Records with interface code
Start

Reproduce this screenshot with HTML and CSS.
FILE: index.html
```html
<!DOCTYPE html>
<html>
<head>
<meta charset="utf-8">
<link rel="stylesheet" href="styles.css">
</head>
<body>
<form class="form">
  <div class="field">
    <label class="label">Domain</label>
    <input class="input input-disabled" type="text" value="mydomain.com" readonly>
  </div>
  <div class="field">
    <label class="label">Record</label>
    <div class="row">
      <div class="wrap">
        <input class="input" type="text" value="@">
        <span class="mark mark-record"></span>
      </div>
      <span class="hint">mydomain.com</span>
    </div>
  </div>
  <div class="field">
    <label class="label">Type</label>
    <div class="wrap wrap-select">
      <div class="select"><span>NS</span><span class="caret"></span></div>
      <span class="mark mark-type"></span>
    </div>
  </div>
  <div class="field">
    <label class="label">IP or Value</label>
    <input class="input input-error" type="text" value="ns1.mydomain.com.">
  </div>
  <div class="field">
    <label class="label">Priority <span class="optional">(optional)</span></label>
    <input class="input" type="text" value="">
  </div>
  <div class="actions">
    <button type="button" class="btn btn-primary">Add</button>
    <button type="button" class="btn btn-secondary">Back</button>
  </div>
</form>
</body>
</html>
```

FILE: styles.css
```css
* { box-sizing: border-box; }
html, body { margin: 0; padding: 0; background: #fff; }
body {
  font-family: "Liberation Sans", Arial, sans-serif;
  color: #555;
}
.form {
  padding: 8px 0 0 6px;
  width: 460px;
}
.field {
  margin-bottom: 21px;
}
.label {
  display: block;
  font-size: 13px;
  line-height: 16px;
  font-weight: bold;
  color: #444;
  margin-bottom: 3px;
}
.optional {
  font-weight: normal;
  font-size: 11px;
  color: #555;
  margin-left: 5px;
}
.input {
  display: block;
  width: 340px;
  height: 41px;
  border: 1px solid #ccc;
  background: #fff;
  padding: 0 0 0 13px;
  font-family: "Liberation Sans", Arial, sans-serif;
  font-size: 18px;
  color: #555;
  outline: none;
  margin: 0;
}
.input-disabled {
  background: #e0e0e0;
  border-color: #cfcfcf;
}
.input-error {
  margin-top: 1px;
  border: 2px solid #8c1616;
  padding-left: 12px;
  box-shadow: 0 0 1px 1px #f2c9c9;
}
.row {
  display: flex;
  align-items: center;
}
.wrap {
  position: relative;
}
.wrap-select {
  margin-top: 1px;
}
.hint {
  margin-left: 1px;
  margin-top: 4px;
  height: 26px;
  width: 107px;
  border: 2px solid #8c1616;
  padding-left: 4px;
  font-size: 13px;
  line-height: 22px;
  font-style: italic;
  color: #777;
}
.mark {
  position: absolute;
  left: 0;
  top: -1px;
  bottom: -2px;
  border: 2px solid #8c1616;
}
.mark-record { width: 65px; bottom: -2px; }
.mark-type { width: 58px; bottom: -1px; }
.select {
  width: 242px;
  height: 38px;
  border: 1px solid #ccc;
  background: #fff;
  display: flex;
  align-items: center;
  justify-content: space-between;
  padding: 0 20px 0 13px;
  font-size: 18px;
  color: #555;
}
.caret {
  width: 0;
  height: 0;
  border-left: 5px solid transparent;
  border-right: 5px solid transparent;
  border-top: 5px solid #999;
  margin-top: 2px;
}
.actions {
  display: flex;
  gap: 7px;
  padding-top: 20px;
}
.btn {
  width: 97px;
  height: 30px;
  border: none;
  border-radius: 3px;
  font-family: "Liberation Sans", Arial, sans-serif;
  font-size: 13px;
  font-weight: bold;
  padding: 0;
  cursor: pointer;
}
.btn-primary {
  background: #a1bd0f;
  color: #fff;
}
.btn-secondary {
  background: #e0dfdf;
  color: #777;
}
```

End
Start

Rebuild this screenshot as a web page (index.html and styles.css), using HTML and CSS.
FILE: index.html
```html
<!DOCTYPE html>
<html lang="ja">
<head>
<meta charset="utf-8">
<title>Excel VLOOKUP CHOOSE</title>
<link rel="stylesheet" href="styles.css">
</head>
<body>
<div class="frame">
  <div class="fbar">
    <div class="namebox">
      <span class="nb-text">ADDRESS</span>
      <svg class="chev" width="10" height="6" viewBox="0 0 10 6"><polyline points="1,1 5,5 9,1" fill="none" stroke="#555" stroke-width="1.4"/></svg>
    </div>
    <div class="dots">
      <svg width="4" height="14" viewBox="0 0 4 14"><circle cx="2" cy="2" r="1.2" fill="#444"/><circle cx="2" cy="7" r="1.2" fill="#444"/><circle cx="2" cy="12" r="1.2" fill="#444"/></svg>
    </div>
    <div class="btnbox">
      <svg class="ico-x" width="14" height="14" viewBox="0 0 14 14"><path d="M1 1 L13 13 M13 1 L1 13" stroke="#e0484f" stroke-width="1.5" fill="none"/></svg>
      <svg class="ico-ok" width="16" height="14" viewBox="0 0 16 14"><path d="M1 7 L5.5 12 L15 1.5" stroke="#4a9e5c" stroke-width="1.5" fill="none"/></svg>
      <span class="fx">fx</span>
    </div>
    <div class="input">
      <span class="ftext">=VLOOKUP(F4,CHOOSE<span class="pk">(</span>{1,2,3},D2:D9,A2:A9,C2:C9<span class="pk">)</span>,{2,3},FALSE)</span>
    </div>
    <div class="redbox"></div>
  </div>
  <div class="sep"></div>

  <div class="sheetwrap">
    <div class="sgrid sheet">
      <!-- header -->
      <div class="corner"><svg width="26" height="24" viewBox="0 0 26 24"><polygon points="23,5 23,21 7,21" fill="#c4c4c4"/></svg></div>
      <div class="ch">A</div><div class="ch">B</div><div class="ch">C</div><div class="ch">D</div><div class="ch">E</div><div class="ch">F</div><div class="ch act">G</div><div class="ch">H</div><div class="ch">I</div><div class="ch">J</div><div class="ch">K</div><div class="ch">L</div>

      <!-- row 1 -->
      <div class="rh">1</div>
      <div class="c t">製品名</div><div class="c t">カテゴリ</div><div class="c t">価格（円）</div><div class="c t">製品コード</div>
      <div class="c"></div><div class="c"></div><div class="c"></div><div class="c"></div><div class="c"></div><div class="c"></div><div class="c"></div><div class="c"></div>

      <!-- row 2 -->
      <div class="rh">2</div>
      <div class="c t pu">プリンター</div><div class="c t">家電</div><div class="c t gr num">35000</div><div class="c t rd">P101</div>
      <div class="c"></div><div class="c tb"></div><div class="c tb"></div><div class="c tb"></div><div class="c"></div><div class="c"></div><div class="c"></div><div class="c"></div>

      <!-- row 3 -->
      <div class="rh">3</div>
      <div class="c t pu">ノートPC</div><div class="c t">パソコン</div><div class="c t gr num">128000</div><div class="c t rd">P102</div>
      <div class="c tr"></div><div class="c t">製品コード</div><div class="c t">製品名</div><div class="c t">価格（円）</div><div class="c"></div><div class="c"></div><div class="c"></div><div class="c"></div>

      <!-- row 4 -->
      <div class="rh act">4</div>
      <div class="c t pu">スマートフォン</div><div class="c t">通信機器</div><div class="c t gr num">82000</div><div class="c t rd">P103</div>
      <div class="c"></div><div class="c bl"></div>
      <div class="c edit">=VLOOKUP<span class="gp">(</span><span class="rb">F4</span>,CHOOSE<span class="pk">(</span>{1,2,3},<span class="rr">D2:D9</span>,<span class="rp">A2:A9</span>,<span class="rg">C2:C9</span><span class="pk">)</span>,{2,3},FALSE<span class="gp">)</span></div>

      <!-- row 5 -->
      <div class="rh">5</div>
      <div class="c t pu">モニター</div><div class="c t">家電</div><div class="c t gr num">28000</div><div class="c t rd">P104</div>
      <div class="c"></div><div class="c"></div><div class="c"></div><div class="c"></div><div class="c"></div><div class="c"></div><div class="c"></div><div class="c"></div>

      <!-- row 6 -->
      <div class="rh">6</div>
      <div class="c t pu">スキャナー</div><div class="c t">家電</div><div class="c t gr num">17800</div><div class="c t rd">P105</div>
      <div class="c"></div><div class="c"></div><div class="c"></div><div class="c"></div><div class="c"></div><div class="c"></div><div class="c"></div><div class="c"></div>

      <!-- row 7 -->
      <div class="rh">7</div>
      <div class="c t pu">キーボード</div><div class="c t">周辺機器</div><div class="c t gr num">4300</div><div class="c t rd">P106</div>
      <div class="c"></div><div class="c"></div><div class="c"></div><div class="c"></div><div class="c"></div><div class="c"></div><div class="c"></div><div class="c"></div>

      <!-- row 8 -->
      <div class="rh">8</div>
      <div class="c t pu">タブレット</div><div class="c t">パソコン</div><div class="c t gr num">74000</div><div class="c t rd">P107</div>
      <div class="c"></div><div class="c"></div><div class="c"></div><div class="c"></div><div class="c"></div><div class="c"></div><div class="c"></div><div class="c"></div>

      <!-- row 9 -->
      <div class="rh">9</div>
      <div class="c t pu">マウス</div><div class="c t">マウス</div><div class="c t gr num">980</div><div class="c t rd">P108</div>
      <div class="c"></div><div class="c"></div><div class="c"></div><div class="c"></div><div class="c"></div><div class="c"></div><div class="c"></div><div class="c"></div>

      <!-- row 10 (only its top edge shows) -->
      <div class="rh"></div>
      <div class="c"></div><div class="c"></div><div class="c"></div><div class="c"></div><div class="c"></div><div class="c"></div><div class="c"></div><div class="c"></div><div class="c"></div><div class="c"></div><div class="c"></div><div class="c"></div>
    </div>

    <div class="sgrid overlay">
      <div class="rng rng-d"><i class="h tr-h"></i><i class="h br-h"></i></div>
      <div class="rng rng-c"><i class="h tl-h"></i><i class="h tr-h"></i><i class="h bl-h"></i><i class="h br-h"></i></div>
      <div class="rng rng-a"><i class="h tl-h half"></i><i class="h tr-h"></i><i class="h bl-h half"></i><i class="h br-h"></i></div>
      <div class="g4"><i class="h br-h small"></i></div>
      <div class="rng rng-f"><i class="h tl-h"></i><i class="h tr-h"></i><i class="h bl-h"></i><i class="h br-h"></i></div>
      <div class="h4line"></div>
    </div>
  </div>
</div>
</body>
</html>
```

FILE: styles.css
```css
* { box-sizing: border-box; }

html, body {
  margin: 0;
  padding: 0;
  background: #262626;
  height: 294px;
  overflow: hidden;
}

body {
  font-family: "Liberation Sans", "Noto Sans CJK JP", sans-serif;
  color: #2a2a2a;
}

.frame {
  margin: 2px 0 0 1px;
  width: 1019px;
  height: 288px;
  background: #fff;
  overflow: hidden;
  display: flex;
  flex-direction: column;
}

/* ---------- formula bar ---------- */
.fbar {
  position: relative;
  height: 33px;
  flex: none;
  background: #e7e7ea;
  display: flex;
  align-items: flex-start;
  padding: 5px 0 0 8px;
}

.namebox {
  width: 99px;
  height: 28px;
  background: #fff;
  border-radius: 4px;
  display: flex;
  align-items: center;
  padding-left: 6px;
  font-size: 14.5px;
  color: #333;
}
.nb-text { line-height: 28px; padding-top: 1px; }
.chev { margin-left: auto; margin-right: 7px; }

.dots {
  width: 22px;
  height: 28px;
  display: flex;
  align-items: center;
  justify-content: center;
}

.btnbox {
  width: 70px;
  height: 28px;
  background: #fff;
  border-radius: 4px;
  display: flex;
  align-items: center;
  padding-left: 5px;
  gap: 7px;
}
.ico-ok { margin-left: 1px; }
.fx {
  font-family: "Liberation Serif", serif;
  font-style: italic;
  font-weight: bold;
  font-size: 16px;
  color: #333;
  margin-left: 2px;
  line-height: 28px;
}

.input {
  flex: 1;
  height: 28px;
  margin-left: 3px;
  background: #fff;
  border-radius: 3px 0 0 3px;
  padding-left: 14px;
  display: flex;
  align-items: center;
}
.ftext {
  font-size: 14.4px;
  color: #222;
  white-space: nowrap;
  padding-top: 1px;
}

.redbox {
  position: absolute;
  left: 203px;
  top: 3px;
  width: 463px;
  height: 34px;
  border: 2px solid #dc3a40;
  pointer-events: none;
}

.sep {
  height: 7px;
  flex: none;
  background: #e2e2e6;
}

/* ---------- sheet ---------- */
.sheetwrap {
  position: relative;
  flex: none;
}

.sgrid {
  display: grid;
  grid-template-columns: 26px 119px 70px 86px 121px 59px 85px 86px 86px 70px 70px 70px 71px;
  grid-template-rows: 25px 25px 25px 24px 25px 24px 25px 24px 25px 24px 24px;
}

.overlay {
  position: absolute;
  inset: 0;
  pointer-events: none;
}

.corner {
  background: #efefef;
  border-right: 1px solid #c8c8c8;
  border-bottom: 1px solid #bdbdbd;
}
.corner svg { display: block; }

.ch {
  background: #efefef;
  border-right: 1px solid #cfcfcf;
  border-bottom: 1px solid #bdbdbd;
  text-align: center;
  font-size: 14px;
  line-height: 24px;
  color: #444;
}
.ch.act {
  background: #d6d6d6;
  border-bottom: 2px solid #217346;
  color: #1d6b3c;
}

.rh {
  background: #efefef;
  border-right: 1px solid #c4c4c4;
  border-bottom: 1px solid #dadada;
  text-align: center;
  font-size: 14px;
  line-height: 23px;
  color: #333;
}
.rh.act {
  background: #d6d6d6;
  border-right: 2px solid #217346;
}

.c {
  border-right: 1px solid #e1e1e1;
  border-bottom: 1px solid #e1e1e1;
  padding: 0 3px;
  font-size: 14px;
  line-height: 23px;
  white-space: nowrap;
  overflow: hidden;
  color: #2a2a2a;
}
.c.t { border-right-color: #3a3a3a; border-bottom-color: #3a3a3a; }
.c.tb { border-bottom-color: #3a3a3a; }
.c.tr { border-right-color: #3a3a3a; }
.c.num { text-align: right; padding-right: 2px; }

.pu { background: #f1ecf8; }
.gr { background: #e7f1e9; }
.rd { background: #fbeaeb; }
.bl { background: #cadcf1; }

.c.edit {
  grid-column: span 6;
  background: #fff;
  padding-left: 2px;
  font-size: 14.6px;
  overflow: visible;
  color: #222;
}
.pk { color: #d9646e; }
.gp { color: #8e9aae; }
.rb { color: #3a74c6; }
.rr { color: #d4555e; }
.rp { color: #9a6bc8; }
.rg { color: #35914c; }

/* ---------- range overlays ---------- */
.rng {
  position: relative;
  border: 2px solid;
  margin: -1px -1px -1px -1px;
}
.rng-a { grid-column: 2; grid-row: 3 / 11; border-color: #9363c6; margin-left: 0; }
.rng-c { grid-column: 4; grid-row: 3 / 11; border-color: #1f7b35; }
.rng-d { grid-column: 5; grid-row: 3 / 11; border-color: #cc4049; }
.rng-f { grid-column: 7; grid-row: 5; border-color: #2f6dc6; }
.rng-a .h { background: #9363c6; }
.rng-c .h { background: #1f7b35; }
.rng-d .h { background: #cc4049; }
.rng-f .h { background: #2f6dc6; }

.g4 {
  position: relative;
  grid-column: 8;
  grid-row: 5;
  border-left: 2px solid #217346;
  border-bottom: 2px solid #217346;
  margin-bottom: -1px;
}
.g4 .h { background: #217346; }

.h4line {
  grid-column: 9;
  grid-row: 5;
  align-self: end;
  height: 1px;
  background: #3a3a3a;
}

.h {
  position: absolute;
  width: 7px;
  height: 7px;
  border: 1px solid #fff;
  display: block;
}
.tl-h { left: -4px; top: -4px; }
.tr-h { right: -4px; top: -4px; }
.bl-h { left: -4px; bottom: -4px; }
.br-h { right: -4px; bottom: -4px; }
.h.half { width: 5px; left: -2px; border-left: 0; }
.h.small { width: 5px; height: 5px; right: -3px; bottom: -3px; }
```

End

◆ **Direction**: Every line in the data above that contains "this" needs to be copied.

◆ **Reply to the task**:
Reproduce this screenshot with HTML and CSS.
Rebuild this screenshot as a web page (index.html and styles.css), using HTML and CSS.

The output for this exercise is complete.